Extract every line that contains the string "this".

[Some records]
################
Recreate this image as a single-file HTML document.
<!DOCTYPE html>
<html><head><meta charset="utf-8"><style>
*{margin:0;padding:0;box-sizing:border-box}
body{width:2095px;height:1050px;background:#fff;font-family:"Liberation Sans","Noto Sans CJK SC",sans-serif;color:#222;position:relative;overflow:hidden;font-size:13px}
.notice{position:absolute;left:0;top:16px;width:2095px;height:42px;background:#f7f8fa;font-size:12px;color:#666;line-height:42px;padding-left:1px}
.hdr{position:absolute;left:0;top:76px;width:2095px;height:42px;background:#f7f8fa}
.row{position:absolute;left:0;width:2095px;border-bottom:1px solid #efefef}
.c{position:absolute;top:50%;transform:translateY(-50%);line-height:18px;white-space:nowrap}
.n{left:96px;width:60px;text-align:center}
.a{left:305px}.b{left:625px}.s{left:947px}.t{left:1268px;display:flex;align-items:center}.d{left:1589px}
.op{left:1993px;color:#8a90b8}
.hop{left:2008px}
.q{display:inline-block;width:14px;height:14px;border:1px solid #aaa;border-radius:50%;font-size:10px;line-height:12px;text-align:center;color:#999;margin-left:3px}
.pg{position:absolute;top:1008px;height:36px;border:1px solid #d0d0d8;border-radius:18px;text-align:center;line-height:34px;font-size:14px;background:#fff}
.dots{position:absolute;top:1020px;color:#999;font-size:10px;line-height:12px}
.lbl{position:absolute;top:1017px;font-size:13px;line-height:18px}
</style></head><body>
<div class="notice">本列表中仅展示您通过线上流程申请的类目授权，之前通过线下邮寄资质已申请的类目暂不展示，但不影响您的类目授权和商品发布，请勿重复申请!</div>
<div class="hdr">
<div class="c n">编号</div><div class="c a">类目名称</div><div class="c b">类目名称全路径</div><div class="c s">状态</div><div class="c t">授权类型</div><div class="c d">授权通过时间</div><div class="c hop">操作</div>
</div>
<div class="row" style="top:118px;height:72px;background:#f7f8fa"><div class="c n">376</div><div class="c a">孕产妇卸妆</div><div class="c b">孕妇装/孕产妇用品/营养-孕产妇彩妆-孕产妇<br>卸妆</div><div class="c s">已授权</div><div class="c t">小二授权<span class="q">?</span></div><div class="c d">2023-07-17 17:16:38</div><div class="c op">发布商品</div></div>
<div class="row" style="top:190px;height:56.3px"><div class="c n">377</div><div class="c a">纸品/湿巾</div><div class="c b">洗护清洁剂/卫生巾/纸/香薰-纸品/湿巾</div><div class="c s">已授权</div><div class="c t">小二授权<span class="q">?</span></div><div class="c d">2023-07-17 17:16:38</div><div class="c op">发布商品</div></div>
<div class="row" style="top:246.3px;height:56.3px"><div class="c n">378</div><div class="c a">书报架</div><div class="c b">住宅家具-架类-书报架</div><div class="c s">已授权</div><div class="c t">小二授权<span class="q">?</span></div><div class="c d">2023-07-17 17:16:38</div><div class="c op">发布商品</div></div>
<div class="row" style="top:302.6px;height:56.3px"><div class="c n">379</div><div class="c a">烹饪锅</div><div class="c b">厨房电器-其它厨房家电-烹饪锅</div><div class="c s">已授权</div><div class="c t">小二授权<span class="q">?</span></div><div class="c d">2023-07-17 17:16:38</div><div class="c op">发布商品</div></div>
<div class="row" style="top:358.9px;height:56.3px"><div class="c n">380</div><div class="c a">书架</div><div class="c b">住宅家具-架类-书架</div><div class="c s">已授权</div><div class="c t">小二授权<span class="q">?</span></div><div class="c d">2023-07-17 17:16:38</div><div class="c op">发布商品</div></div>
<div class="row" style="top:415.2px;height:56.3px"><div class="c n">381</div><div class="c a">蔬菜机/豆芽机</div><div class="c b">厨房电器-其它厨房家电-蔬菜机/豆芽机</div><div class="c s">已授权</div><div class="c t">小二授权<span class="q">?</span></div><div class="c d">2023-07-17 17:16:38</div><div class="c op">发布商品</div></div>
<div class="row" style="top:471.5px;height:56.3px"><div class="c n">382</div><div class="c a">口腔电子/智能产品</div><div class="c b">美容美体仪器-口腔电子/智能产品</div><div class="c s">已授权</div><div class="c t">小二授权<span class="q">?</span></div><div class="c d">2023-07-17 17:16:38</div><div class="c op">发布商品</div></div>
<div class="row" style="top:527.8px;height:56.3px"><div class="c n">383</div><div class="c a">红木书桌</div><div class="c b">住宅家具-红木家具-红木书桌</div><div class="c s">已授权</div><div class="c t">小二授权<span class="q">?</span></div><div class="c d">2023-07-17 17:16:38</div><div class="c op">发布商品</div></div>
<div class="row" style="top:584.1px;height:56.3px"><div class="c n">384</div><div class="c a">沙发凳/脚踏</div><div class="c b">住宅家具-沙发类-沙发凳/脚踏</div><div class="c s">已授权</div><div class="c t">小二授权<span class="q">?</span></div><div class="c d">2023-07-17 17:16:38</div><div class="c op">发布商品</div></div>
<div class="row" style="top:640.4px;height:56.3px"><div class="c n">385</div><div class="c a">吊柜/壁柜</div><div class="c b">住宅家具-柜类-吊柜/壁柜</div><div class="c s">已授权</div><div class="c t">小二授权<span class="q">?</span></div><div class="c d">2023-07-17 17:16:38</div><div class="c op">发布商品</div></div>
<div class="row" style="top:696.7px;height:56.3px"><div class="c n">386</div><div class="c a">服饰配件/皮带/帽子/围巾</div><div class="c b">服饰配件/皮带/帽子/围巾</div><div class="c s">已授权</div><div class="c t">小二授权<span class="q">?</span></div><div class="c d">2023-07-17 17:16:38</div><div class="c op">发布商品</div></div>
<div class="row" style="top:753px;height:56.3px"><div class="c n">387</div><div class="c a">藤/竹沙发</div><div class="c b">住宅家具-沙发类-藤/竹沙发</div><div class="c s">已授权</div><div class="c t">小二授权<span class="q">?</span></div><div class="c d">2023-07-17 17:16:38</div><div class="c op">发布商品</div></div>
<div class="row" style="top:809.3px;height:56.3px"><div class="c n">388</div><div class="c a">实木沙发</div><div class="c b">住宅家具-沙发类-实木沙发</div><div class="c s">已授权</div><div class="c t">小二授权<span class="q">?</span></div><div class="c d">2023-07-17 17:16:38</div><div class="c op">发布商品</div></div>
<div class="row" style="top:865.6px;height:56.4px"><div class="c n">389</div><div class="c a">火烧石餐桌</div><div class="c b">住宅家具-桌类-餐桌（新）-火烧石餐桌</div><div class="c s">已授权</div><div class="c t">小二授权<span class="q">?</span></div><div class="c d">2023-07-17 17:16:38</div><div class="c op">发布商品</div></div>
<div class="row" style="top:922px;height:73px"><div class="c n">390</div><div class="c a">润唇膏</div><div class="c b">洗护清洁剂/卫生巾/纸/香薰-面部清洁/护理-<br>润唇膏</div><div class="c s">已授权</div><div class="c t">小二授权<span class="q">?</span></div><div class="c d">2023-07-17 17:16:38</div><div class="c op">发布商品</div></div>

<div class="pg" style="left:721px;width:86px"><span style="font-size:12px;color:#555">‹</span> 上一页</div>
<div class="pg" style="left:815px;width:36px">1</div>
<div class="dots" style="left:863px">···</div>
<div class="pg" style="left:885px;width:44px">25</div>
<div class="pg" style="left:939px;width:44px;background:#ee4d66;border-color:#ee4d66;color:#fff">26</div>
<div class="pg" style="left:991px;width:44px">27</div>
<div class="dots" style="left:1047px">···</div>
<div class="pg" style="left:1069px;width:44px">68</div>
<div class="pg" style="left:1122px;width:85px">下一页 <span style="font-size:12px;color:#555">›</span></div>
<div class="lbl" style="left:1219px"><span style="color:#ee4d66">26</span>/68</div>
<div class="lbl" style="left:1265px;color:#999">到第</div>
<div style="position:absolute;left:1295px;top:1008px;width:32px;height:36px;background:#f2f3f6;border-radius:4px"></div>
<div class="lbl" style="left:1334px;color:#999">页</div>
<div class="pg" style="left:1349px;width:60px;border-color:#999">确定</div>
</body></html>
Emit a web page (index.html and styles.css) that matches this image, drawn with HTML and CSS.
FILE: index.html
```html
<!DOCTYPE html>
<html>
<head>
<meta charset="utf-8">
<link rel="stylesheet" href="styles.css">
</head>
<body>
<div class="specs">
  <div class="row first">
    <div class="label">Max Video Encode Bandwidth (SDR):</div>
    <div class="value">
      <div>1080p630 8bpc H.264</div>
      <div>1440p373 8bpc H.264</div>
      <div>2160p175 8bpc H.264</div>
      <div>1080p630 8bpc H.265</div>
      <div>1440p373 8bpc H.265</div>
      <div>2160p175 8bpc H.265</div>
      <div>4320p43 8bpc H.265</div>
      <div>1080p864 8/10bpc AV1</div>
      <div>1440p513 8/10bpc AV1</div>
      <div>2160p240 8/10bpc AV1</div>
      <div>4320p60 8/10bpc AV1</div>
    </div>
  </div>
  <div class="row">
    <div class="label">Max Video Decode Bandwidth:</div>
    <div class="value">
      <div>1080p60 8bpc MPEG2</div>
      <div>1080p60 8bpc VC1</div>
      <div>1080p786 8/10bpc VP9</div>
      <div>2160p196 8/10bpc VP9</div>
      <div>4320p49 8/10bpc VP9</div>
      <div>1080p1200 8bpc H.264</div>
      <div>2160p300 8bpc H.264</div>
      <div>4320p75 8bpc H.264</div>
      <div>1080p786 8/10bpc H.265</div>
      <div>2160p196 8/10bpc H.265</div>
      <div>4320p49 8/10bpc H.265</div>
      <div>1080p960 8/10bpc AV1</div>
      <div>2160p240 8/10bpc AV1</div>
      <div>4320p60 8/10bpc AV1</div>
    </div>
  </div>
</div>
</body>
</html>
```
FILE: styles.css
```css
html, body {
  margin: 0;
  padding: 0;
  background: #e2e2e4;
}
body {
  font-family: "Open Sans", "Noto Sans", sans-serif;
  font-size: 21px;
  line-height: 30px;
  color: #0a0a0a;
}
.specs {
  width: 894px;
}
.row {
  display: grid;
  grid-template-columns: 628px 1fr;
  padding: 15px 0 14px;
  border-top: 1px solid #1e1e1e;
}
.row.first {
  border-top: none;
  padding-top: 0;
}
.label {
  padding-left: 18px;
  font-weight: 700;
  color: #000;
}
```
################
▶ [THE SOLUTION]
Recreate this image as a single-file HTML document.
Emit a web page (index.html and styles.css) that matches this image, drawn with HTML and CSS.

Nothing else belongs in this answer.